Got in to southampton central at 8:15am, for a 9 start, thought i had loads of time but wait for bus, journey, and wondering around campus only just got here for 9. so did just about everyone else, so not username and password allocated until coffee time :( [but now online, hence you seeing this!]

draft notes from the first session, unedited or checked.
peter murray-rust
repositories data

Believes data is the most important thing for scientists, as opposed to open access final full text.

“PDF destroys information” – pdf destroys information, Word contains data which pdf just losses, word files (and latex, xml) are useful for sciencetists as they can reuse the data, formula, metadata etc contained within, which is lost as a pdf file.

academic theses are one of the most important thing for institutions/researchers. electronic theses are going to be very powerful.

technical problems slowed the talk down.

showed pdb repository, protein data range, going since the 70s. showed rsearch he *put* in to the *repository* while working at glaxo.
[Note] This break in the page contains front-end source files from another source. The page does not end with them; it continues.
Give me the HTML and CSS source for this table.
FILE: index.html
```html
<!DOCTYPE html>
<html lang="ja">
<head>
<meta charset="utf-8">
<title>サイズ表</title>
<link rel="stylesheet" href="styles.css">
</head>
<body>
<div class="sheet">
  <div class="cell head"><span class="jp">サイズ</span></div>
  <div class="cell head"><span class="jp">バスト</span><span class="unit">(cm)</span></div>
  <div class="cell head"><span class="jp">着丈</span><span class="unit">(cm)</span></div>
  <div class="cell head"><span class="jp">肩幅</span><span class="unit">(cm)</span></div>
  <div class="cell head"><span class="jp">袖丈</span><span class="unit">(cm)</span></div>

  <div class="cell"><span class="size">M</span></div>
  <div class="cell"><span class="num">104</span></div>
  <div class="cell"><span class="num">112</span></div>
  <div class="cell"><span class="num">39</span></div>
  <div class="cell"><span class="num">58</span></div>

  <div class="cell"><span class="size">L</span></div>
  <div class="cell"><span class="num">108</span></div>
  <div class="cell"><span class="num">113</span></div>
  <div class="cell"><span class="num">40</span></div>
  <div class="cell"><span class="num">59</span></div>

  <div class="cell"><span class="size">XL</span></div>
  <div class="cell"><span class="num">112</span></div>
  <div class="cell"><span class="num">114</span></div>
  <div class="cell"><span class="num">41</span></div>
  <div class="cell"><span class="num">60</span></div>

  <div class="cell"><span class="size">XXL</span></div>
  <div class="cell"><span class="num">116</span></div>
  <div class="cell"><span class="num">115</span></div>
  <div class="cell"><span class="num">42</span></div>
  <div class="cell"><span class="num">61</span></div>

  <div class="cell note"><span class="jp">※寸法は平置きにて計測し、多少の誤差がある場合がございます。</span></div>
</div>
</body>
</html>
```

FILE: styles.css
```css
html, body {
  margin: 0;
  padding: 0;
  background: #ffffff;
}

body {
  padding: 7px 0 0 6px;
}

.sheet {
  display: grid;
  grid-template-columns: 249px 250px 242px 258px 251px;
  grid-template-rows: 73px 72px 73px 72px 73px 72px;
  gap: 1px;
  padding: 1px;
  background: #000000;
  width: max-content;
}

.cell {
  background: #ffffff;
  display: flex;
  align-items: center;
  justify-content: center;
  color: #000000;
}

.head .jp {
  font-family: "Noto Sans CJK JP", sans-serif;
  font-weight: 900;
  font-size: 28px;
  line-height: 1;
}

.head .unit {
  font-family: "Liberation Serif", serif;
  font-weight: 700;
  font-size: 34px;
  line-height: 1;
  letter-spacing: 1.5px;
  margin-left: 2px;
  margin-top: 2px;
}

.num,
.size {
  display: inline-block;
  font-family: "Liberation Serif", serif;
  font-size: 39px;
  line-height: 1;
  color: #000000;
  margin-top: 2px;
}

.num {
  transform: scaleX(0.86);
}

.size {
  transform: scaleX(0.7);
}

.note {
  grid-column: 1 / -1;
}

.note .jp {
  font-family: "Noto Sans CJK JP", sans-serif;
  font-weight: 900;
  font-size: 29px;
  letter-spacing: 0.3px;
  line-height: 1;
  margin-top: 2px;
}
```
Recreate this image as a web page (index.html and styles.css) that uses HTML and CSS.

message is that scientists are already putting stuff in repositories.

crystaleye, built/started by a postgrad. now has over 100,000 crystal structures. harvests from those that release their crystallography (acs, rcs, etc). links to paper via doi.

scientists will not put things in to repositories (presumes he means articles based IRs, as he has just been describing how scientists do!).

OSCAR text extraction. showed example of cutting the text of a PDF doc in to OSCAR, it produced a table of formula that were contained within the text.

Royal Society Chemistry: PROSPECT , semantic markup of papers.
SPRECTRa (cam/imperial), how can we capture data as part of the academic process

“do not try to invent electronic notebooks”, success rate approx zero. i.e. don’t try and make capturing data the integral part of their workflow.

No one knows when their paper gets published.

“get at the authoring process”, that is the key.